The Society of Jesus is a strange democracy. For the most part we have a very authoritarian structure and the power of the Superiors (who are appointed, not elected) is quite strong when compared to those in other Religious Orders such as the Benedictines and Dominicans. The Jesuit way of governance, however, can only work if it is accompanied by vast amounts of consultation and communication, as final decisions need to be informed, as far as possible, by the movements of the Spirit that might be abroad in others as well as by the inspiration of the individual Superior.
But at the heart of Jesuit governance, St Ignatius established a strict ‘democracy’: the all-powerful Superior General in Rome is elected (at a General Congregation) by a free ballot of delegates from across the world. Those delegates are chosen (at a Province Congregation) in a free ballot by local delegates … and the delegates at a Province Congregation are chosen by a secret ballot of individual Jesuits in a Province.

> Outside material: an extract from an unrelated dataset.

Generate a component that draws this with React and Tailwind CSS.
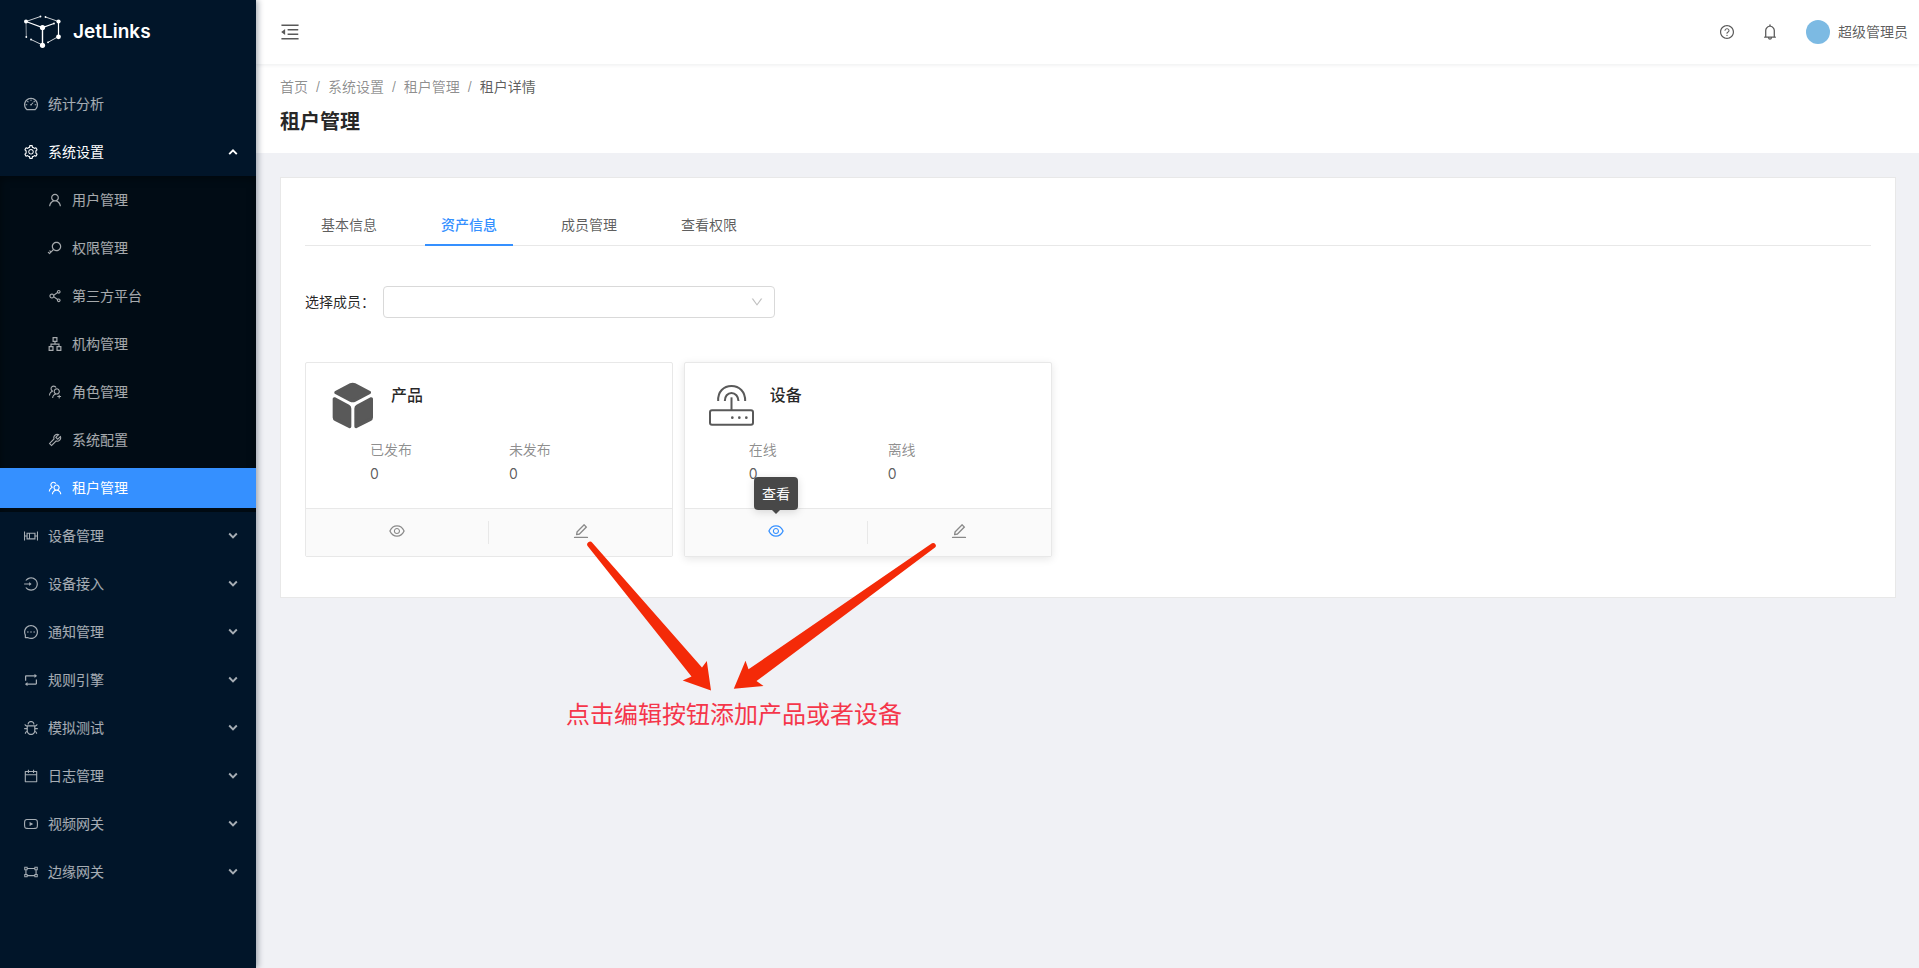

To an authoritarian Provincial such as myself these periodic outbreaks of democracy can be rather unnerving; but I have found that once you hand yourself over to the uncontrollable, other dynamics click in and you realise how powerful a flexible democracy can be for the Greater Glory of God.
Human beings live within a complex matrix of authority structures – whether they be of family or school or work or nation – and being complex people we need all of these structures to constantly rebalance our relationships with other human beings. Let us give thanks for the structures of government and authority and let us give thanks also for the delicate and fragile uncertainties that make our various democracies work.
Dermot Preston SJ is Provincial of the Jesuits in Britain.